→ EXERCISE MATERIALS
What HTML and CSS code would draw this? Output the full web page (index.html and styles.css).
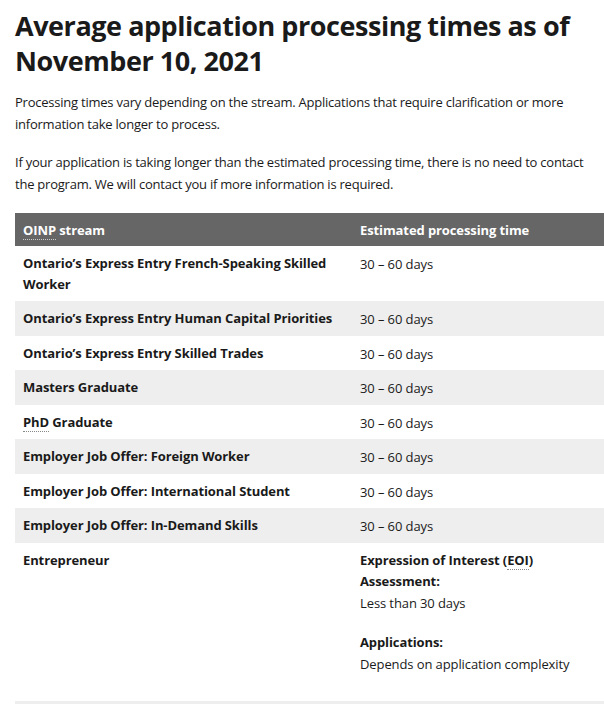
FILE: index.html
```html
<!DOCTYPE html>
<html lang="en">
<head>
<meta charset="utf-8">
<title>Processing times</title>
<link rel="stylesheet" href="styles.css">
</head>
<body>
<main class="page">
  <h1 class="title">Average application processing times as of November 10, 2021</h1>
  <p class="intro">Processing times vary depending on the stream. Applications that require clarification or more information take longer to process.</p>
  <p class="intro">If your application is taking longer than the estimated processing time, there is no need to contact the program. We will contact you if more information is required.</p>
  <table class="times">
    <thead>
      <tr><th class="c1"><abbr>OINP</abbr> stream</th><th class="c2">Estimated processing time</th></tr>
    </thead>
    <tbody>
      <tr><th>Ontario’s Express Entry French-Speaking Skilled Worker</th><td>30 – 60 days</td></tr>
      <tr class="alt"><th>Ontario’s Express Entry Human Capital Priorities</th><td>30 – 60 days</td></tr>
      <tr><th>Ontario’s Express Entry Skilled Trades</th><td>30 – 60 days</td></tr>
      <tr class="alt"><th>Masters Graduate</th><td>30 – 60 days</td></tr>
      <tr><th><abbr>PhD</abbr> Graduate</th><td>30 – 60 days</td></tr>
      <tr class="alt"><th>Employer Job Offer: Foreign Worker</th><td>30 – 60 days</td></tr>
      <tr><th>Employer Job Offer: International Student</th><td>30 – 60 days</td></tr>
      <tr class="alt"><th>Employer Job Offer: In-Demand Skills</th><td>30 – 60 days</td></tr>
      <tr class="last"><th>Entrepreneur</th><td>
        <div class="block"><strong>Expression of Interest (<abbr>EOI</abbr>) Assessment:</strong><br>Less than 30 days</div>
        <div class="block"><strong>Applications:</strong><br>Depends on application complexity</div>
      </td></tr>
    </tbody>
  </table>
</main>
</body>
</html>
```
FILE: styles.css
```css
html, body { margin: 0; padding: 0; background: #fff; }
body { font-family: "Open Sans", "Liberation Sans", sans-serif; color: #1a1a1a; }
.page { padding: 8px 0 0 15px; }
.title {
  font-family: "Open Sans", sans-serif;
  font-weight: 700;
  font-size: 27px;
  line-height: 35px;
  margin: 0 0 13px;
  letter-spacing: -0.45px;
}
.intro { font-size: 13px; line-height: 22px; margin: 0 0 16px; letter-spacing: -0.23px; }
.intro + .intro { margin-bottom: 18px; }
.times { width: 589px; border-collapse: collapse; font-size: 13px; letter-spacing: -0.1px; margin: 0; border-bottom: 3px solid #eeeeee; }
.times thead th { background: #666666; color: #fff; text-align: left; font-weight: 700; padding: 7px 8px 6px; line-height: 20px; }
.times .c1 { width: 321px; }
.times tbody th { text-align: left; font-weight: 700; vertical-align: top; padding: 7px 8px 7px; line-height: 20.5px; }
.times tbody td { vertical-align: top; padding: 8px 8px 6px; line-height: 20.5px; }
.times tr.alt { background: #eeeeee; }
.times tr.last td { padding-top: 7px; padding-bottom: 26px; }
.block { line-height: 21.5px; }
.block + .block { margin-top: 18px; }
abbr { text-decoration: none; border-bottom: 1px dotted #888; }
thead abbr { border-bottom-color: #ccc; }
```
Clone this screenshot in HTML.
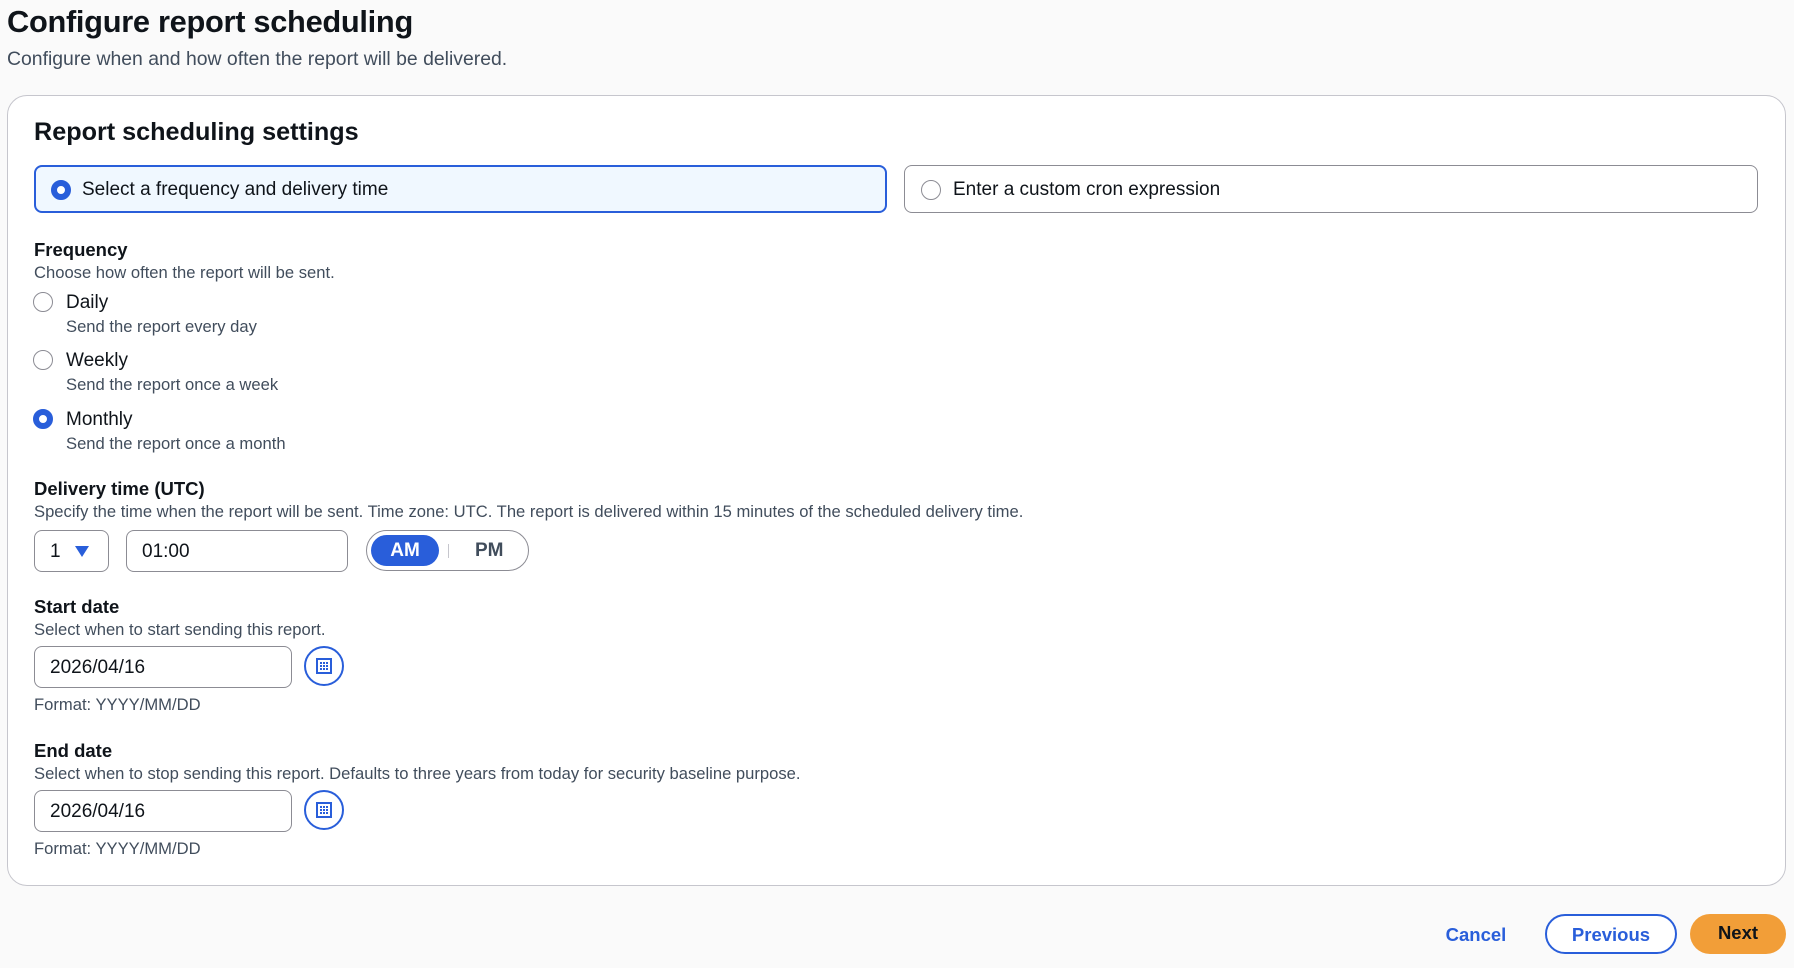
<!DOCTYPE html>
<html><head><meta charset="utf-8"><style>
*{box-sizing:border-box;margin:0;padding:0}
body{width:1794px;height:968px;background:#fafafa;font-family:"Liberation Sans",sans-serif;color:#0f141a;position:relative;overflow:hidden}
.a{position:absolute;white-space:nowrap}
h1{position:absolute;left:7px;top:4px;font-size:30.8px;font-weight:bold;letter-spacing:-0.3px}
.sub{left:7px;top:48px;font-size:19.4px;color:#414d5c}
.card{position:absolute;left:7px;top:95px;width:1779px;height:791px;background:#fff;border:1px solid #c6c6cd;border-radius:20px}
.h2{left:34px;top:118px;font-size:25.2px;font-weight:bold}
.tile{position:absolute;top:165px;height:48px;border:1px solid #8c8c94;border-radius:8px;font-size:19px}
.tile span{position:absolute;left:48px;top:13px}
.rad{position:absolute;width:20px;height:20px;border-radius:50%;border:1.5px solid #8c8c94;background:#fff}
.rad.on{border:6px solid #295eda}
.lab{font-size:18.5px;font-weight:bold}
.desc{font-size:16.6px;color:#414d5c}
.opt{font-size:19px}
.box{position:absolute;border:1px solid #8c8c94;border-radius:8px;background:#fff;font-size:19px}
.cal{position:absolute;width:40px;height:40px;border:2px solid #295eda;border-radius:50%}
.btn{position:absolute;top:914px;height:40px;border-radius:20px;font-size:18.5px;font-weight:bold;text-align:center;line-height:38px}
</style></head><body>
<h1>Configure report scheduling</h1>
<div class="a sub">Configure when and how often the report will be delivered.</div>
<div class="card"></div>
<div class="a h2">Report scheduling settings</div>
<div class="tile" style="left:34px;width:853px;border:2px solid #295eda;background:#f0f8ff"><div class="rad on" style="left:15px;top:13px"></div><span style="left:46px;top:12px">Select a frequency and delivery time</span></div>
<div class="tile" style="left:904px;width:854px"><div class="rad" style="left:16px;top:14px"></div><span>Enter a custom cron expression</span></div>

<div class="a lab" style="left:34px;top:239px">Frequency</div>
<div class="a desc" style="left:34px;top:263px">Choose how often the report will be sent.</div>
<div class="rad" style="left:33px;top:292px"></div><div class="a opt" style="left:66px;top:292px">Daily</div>
<div class="a desc" style="left:66px;top:317px">Send the report every day</div>
<div class="rad" style="left:33px;top:350px"></div><div class="a opt" style="left:66px;top:350px">Weekly</div>
<div class="a desc" style="left:66px;top:375px">Send the report once a week</div>
<div class="rad on" style="left:33px;top:409px"></div><div class="a opt" style="left:66px;top:409px">Monthly</div>
<div class="a desc" style="left:66px;top:434px">Send the report once a month</div>

<div class="a lab" style="left:34px;top:478px">Delivery time (UTC)</div>
<div class="a desc" style="left:34px;top:502px">Specify the time when the report will be sent. Time zone: UTC. The report is delivered within 15 minutes of the scheduled delivery time.</div>
<div class="box" style="left:34px;top:530px;width:75px;height:42px"><span class="a" style="left:15px;top:10px">1</span><svg class="a" style="left:40px;top:15px" width="14" height="11"><path d="M0 0H14L7 11Z" fill="#295eda"/></svg></div>
<div class="box" style="left:126px;top:530px;width:222px;height:42px"><span class="a" style="left:15px;top:10px">01:00</span></div>
<div class="box" style="left:366px;top:530px;width:163px;height:41px;border-radius:21px"><div class="a" style="left:4px;top:4px;width:68px;height:31px;background:#295eda;border-radius:16px;color:#fff;font-weight:bold;text-align:center;line-height:31px">AM</div><div class="a" style="left:81px;top:13px;width:1px;height:14px;background:#c6c6cd"></div><div class="a" style="left:108px;top:9px;font-weight:bold;color:#414d5c">PM</div></div>

<div class="a lab" style="left:34px;top:596px">Start date</div>
<div class="a desc" style="left:34px;top:620px">Select when to start sending this report.</div>
<div class="box" style="left:34px;top:646px;width:258px;height:42px"><span class="a" style="left:15px;top:10px">2026/04/16</span></div>
<div class="cal" style="left:304px;top:646px"><svg class="a" style="left:10px;top:10px" width="16" height="16"><rect x="1" y="1" width="14" height="14" fill="none" stroke="#295eda" stroke-width="2"/><path d="M4 4h2v2H4zM7 4h2v2H7zM10 4h2v2h-2zM4 7h2v2H4zM7 7h2v2H7zM10 7h2v2h-2zM4 10h2v2H4zM7 10h2v2H7zM10 10h2v2h-2z" fill="#295eda"/></svg></div>
<div class="a desc" style="left:34px;top:695px">Format: YYYY/MM/DD</div>

<div class="a lab" style="left:34px;top:740px">End date</div>
<div class="a desc" style="left:34px;top:764px">Select when to stop sending this report. Defaults to three years from today for security baseline purpose.</div>
<div class="box" style="left:34px;top:790px;width:258px;height:42px"><span class="a" style="left:15px;top:10px">2026/04/16</span></div>
<div class="cal" style="left:304px;top:790px"><svg class="a" style="left:10px;top:10px" width="16" height="16"><rect x="1" y="1" width="14" height="14" fill="none" stroke="#295eda" stroke-width="2"/><path d="M4 4h2v2H4zM7 4h2v2H7zM10 4h2v2h-2zM4 7h2v2H4zM7 7h2v2H7zM10 7h2v2h-2zM4 10h2v2H4zM7 10h2v2H7zM10 10h2v2h-2z" fill="#295eda"/></svg></div>
<div class="a desc" style="left:34px;top:839px">Format: YYYY/MM/DD</div>

<div class="btn" style="left:1436px;width:80px;color:#295eda;top:916px">Cancel</div>
<div class="btn" style="left:1545px;width:132px;border:2px solid #295eda;color:#295eda;background:#fff">Previous</div>
<div class="btn" style="left:1690px;width:96px;background:#f29e38;color:#0f141a">Next</div>
</body></html>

→ WHAT IS ASKED
Starting at the line that contains "Clone this screenshot in HTML." and ending at the line that contains "custom cron expression</span></div>", give the lines again exactly. Do not include the pictures.

→ FINISHED TASK
Clone this screenshot in HTML.
<!DOCTYPE html>
<html><head><meta charset="utf-8"><style>
*{box-sizing:border-box;margin:0;padding:0}
body{width:1794px;height:968px;background:#fafafa;font-family:"Liberation Sans",sans-serif;color:#0f141a;position:relative;overflow:hidden}
.a{position:absolute;white-space:nowrap}
h1{position:absolute;left:7px;top:4px;font-size:30.8px;font-weight:bold;letter-spacing:-0.3px}
.sub{left:7px;top:48px;font-size:19.4px;color:#414d5c}
.card{position:absolute;left:7px;top:95px;width:1779px;height:791px;background:#fff;border:1px solid #c6c6cd;border-radius:20px}
.h2{left:34px;top:118px;font-size:25.2px;font-weight:bold}
.tile{position:absolute;top:165px;height:48px;border:1px solid #8c8c94;border-radius:8px;font-size:19px}
.tile span{position:absolute;left:48px;top:13px}
.rad{position:absolute;width:20px;height:20px;border-radius:50%;border:1.5px solid #8c8c94;background:#fff}
.rad.on{border:6px solid #295eda}
.lab{font-size:18.5px;font-weight:bold}
.desc{font-size:16.6px;color:#414d5c}
.opt{font-size:19px}
.box{position:absolute;border:1px solid #8c8c94;border-radius:8px;background:#fff;font-size:19px}
.cal{position:absolute;width:40px;height:40px;border:2px solid #295eda;border-radius:50%}
.btn{position:absolute;top:914px;height:40px;border-radius:20px;font-size:18.5px;font-weight:bold;text-align:center;line-height:38px}
</style></head><body>
<h1>Configure report scheduling</h1>
<div class="a sub">Configure when and how often the report will be delivered.</div>
<div class="card"></div>
<div class="a h2">Report scheduling settings</div>
<div class="tile" style="left:34px;width:853px;border:2px solid #295eda;background:#f0f8ff"><div class="rad on" style="left:15px;top:13px"></div><span style="left:46px;top:12px">Select a frequency and delivery time</span></div>
<div class="tile" style="left:904px;width:854px"><div class="rad" style="left:16px;top:14px"></div><span>Enter a custom cron expression</span></div>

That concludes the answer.